═══ Input ═══
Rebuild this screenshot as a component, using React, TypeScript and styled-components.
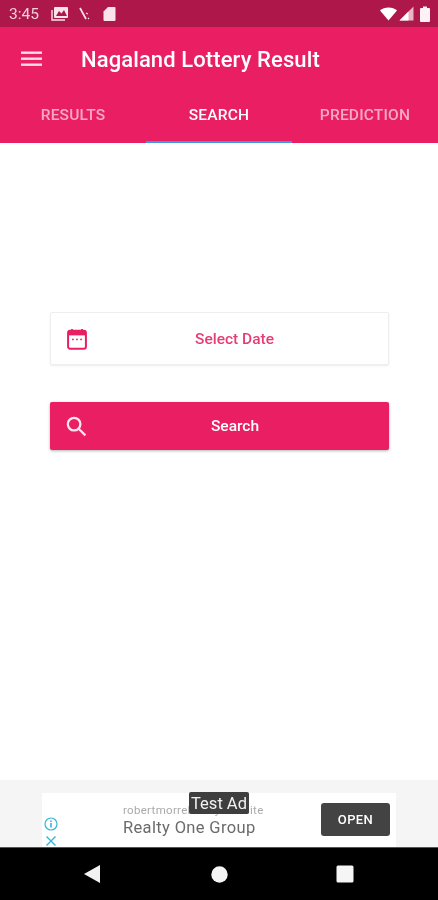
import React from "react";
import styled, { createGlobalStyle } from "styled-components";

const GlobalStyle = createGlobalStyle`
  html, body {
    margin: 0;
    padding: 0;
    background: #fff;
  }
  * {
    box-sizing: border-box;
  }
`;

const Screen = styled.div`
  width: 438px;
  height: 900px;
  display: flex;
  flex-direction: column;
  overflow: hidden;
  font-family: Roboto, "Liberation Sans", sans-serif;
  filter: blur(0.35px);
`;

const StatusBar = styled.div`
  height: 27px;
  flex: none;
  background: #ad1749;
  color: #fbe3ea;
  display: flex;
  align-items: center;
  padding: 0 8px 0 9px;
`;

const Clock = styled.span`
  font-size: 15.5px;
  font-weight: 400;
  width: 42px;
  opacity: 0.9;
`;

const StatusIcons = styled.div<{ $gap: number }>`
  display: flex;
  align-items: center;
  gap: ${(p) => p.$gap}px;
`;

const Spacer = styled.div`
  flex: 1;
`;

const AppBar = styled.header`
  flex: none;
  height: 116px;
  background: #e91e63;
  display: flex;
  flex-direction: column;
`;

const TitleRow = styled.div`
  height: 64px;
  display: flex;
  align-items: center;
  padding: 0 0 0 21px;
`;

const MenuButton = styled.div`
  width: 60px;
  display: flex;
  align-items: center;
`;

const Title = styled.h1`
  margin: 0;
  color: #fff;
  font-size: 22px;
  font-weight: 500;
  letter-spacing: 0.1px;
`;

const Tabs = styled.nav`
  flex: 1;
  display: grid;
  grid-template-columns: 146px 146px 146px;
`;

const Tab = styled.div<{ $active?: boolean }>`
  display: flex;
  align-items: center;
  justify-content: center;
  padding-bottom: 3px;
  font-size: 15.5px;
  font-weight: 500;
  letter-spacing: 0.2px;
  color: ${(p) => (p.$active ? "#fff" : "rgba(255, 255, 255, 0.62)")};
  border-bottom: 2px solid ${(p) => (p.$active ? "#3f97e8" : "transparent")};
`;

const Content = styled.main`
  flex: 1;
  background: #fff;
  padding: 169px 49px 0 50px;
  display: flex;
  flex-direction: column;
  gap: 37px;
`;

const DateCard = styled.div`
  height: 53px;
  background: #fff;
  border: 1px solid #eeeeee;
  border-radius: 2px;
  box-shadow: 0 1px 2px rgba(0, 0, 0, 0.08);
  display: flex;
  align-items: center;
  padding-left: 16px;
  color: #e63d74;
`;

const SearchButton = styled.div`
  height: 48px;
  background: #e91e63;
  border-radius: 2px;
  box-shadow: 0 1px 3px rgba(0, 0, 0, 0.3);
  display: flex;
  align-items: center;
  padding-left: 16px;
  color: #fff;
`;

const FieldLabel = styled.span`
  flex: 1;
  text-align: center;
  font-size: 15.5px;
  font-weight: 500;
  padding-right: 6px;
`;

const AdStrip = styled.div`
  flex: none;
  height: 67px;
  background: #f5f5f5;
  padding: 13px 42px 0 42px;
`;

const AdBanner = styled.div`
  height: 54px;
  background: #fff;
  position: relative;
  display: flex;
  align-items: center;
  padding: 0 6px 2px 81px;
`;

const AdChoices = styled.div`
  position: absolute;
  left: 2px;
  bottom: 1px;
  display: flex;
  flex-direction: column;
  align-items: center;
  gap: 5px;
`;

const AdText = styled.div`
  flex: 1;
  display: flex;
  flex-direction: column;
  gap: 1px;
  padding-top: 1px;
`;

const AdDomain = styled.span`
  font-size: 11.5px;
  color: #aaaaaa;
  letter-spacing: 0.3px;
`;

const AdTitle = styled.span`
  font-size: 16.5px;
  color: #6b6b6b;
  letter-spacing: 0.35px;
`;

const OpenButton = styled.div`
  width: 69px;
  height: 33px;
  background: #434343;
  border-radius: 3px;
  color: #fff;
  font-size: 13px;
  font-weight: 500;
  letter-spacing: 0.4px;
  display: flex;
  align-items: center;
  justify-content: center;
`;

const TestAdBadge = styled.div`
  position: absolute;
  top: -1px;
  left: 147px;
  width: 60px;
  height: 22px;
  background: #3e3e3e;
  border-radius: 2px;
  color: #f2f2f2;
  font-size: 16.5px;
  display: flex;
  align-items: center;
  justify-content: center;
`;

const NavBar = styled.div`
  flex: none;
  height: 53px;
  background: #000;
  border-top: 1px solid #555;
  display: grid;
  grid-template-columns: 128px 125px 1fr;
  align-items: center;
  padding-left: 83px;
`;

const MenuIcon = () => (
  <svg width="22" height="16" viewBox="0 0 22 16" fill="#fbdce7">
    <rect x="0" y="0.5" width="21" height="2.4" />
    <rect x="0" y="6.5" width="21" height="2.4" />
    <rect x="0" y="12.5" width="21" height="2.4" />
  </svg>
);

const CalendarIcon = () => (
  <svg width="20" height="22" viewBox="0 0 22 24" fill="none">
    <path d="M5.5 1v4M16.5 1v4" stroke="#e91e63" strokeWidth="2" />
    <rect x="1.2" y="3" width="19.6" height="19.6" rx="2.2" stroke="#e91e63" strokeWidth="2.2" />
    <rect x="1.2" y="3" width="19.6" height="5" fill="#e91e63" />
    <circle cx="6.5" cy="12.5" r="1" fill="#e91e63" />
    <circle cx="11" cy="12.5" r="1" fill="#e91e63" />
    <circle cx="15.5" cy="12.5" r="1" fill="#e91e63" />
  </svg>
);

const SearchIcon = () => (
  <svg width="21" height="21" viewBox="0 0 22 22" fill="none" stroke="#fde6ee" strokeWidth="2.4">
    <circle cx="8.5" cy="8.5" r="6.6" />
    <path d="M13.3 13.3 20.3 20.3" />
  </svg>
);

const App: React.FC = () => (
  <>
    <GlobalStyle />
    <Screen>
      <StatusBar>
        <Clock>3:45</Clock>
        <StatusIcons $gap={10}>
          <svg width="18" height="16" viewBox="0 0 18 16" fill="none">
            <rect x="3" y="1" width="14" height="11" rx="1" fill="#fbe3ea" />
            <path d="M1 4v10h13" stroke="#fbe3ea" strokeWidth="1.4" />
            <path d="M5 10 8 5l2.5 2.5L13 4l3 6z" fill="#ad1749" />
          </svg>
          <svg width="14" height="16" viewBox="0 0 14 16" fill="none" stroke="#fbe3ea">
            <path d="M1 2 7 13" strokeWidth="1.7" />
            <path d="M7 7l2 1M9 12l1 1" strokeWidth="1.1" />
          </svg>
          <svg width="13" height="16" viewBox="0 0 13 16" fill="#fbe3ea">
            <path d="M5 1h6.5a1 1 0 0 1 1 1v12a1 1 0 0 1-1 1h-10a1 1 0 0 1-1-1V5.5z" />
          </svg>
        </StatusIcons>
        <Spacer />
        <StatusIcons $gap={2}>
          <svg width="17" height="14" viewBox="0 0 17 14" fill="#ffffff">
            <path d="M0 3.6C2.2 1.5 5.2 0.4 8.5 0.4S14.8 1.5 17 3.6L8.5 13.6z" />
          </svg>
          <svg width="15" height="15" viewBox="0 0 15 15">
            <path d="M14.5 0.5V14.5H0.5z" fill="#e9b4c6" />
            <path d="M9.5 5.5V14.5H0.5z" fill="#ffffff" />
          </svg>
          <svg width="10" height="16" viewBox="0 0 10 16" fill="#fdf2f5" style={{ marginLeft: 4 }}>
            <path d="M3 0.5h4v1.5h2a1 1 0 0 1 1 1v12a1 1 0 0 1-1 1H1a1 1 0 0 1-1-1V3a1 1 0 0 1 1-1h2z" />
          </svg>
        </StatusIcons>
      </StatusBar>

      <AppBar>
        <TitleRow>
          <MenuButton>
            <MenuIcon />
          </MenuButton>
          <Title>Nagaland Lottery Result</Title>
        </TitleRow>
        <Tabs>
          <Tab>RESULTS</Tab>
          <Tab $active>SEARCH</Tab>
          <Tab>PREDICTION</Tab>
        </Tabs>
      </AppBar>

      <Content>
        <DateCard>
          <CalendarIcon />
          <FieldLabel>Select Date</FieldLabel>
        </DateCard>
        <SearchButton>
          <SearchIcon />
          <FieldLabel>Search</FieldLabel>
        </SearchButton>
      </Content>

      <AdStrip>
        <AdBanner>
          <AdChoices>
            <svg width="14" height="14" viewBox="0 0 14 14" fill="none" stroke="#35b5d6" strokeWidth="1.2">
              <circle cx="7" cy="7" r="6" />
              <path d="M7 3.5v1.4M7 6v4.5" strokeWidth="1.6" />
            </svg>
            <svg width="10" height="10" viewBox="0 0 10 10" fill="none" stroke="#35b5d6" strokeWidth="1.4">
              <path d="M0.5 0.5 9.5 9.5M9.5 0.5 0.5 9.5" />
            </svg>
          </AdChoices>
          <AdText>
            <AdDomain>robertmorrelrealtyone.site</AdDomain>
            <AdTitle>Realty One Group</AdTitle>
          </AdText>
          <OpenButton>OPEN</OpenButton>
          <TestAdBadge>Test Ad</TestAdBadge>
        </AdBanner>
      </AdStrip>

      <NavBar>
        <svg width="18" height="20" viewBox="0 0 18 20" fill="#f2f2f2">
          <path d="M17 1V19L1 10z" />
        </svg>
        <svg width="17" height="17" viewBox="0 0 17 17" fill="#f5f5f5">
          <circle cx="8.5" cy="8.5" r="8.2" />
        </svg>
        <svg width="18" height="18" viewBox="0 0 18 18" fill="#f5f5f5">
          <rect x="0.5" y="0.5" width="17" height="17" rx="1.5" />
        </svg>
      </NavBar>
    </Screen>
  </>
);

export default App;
═══
═══ Input ═══
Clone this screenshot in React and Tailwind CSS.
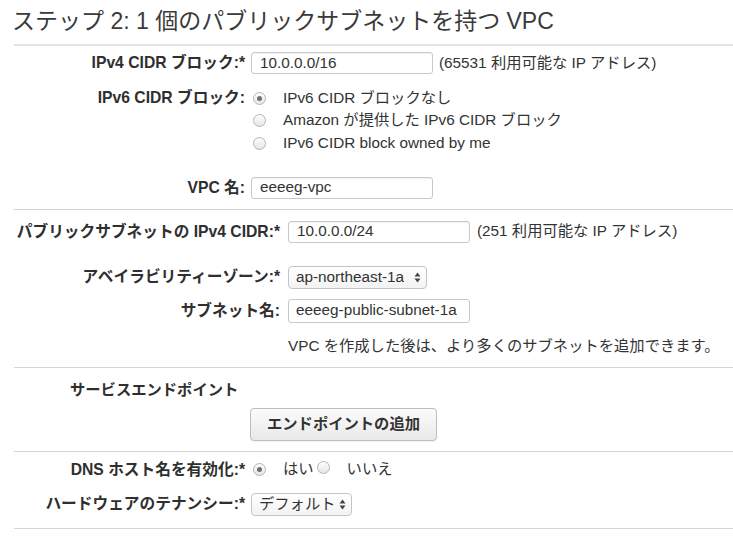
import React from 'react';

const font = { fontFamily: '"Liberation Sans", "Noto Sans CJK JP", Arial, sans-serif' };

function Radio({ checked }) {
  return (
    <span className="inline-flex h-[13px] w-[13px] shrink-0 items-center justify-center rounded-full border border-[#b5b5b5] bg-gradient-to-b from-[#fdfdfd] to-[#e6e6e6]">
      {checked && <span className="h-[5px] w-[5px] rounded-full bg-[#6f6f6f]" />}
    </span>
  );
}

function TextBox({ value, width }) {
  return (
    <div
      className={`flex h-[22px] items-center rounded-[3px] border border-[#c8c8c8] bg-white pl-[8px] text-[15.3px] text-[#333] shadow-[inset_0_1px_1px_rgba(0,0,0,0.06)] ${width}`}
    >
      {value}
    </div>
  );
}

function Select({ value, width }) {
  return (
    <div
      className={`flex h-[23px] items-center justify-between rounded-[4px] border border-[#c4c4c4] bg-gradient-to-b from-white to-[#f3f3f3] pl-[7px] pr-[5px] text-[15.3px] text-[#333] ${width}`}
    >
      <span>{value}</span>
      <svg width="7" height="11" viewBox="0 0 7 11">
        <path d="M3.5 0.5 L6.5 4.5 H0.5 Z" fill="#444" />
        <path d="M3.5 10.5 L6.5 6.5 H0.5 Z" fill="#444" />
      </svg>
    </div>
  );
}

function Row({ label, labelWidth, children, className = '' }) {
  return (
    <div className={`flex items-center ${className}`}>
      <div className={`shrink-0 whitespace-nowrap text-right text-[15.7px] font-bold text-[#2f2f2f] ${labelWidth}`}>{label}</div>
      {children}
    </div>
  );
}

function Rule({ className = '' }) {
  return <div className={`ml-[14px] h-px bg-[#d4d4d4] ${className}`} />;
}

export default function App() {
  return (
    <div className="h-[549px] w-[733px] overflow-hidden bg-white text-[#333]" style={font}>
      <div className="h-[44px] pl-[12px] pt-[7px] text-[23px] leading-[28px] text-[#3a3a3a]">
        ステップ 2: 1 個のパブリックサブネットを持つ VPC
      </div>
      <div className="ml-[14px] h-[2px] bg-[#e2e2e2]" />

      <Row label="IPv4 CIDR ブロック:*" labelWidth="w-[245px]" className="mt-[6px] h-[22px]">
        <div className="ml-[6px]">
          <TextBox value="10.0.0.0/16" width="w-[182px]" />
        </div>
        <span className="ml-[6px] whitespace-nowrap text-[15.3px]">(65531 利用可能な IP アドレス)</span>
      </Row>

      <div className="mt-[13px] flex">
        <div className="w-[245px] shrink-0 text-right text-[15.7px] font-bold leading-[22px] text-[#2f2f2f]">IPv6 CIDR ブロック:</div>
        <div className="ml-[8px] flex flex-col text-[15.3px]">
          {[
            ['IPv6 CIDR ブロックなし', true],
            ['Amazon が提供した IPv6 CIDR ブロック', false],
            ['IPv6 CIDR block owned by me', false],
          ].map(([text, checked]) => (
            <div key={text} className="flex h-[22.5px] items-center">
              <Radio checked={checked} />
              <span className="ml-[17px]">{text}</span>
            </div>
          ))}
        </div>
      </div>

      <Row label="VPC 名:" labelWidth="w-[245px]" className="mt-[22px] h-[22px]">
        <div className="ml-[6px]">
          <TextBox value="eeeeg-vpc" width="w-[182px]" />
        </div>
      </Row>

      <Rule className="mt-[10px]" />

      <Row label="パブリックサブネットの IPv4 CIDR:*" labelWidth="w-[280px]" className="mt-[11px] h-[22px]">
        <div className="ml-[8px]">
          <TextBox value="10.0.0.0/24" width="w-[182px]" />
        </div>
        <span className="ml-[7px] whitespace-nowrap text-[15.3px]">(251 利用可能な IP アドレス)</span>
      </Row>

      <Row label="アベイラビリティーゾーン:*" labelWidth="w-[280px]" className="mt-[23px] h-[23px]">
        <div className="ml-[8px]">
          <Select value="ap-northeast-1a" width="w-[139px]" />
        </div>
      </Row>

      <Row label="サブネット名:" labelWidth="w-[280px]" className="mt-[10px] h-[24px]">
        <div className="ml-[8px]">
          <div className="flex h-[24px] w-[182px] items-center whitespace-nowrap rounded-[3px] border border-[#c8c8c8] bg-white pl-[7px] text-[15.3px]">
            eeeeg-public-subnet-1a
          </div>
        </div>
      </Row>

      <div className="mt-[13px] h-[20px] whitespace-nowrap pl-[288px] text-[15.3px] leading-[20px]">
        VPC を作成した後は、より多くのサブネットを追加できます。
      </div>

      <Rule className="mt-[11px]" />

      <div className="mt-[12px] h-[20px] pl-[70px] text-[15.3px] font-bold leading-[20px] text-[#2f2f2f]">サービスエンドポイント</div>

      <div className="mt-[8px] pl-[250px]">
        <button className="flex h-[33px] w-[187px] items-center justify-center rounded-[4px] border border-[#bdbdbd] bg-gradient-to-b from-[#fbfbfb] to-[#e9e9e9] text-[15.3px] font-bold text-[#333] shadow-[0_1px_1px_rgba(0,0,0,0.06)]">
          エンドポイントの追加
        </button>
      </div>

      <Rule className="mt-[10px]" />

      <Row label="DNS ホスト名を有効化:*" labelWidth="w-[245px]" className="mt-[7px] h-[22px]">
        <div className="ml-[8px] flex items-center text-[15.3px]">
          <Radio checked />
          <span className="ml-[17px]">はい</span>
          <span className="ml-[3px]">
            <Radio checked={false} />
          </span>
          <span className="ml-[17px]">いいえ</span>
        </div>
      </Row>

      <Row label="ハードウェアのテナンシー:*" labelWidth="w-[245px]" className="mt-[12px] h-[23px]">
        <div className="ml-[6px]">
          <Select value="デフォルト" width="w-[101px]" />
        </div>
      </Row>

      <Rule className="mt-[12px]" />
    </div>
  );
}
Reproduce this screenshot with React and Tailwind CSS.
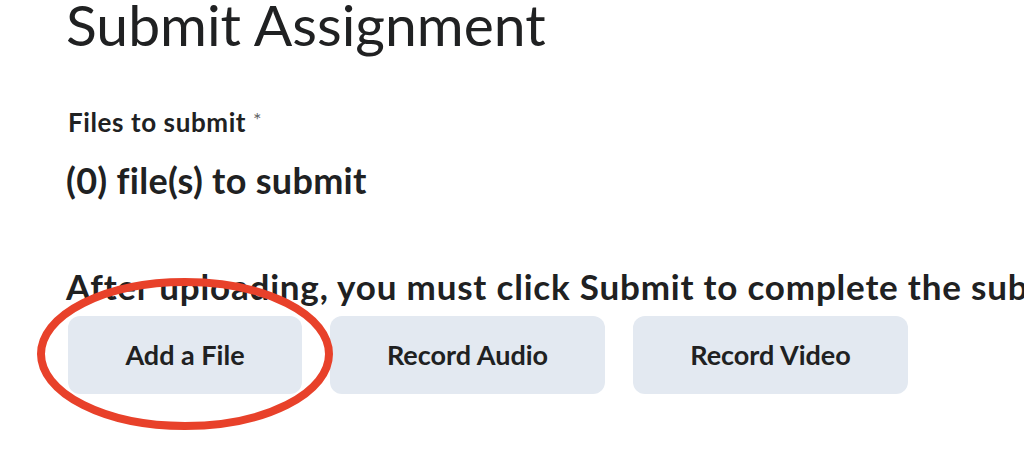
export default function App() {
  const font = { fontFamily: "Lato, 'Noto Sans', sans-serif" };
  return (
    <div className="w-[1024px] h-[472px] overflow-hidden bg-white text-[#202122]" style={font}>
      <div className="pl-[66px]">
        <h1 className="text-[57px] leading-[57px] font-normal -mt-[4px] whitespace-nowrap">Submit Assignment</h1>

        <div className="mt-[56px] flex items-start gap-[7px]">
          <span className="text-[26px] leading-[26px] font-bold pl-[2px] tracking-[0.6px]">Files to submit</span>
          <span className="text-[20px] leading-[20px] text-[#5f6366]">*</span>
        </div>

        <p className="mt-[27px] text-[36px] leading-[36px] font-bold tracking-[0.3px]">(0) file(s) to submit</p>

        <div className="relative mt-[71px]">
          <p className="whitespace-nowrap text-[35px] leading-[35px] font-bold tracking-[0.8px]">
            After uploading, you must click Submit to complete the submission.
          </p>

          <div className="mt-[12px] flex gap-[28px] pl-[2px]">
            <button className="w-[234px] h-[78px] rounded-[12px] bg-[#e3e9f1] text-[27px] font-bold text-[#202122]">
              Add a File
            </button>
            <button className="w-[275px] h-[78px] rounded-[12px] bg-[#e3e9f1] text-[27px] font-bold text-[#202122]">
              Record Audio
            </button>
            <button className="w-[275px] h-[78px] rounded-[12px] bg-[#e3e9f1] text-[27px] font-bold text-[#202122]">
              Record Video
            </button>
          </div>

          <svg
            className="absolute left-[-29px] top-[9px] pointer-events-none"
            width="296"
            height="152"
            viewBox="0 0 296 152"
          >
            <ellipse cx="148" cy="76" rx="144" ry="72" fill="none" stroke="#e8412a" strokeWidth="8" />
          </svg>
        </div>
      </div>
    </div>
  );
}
═══
* _Task description_: In the listing above, find the line with "Reproduce this screenshot" and the line with "file(s) to submit</p>". Set down both and every line between them, minus the pictures.

* _Written response_:
Reproduce this screenshot with React and Tailwind CSS.
export default function App() {
  const font = { fontFamily: "Lato, 'Noto Sans', sans-serif" };
  return (
    <div className="w-[1024px] h-[472px] overflow-hidden bg-white text-[#202122]" style={font}>
      <div className="pl-[66px]">
        <h1 className="text-[57px] leading-[57px] font-normal -mt-[4px] whitespace-nowrap">Submit Assignment</h1>

        <div className="mt-[56px] flex items-start gap-[7px]">
          <span className="text-[26px] leading-[26px] font-bold pl-[2px] tracking-[0.6px]">Files to submit</span>
          <span className="text-[20px] leading-[20px] text-[#5f6366]">*</span>
        </div>

        <p className="mt-[27px] text-[36px] leading-[36px] font-bold tracking-[0.3px]">(0) file(s) to submit</p>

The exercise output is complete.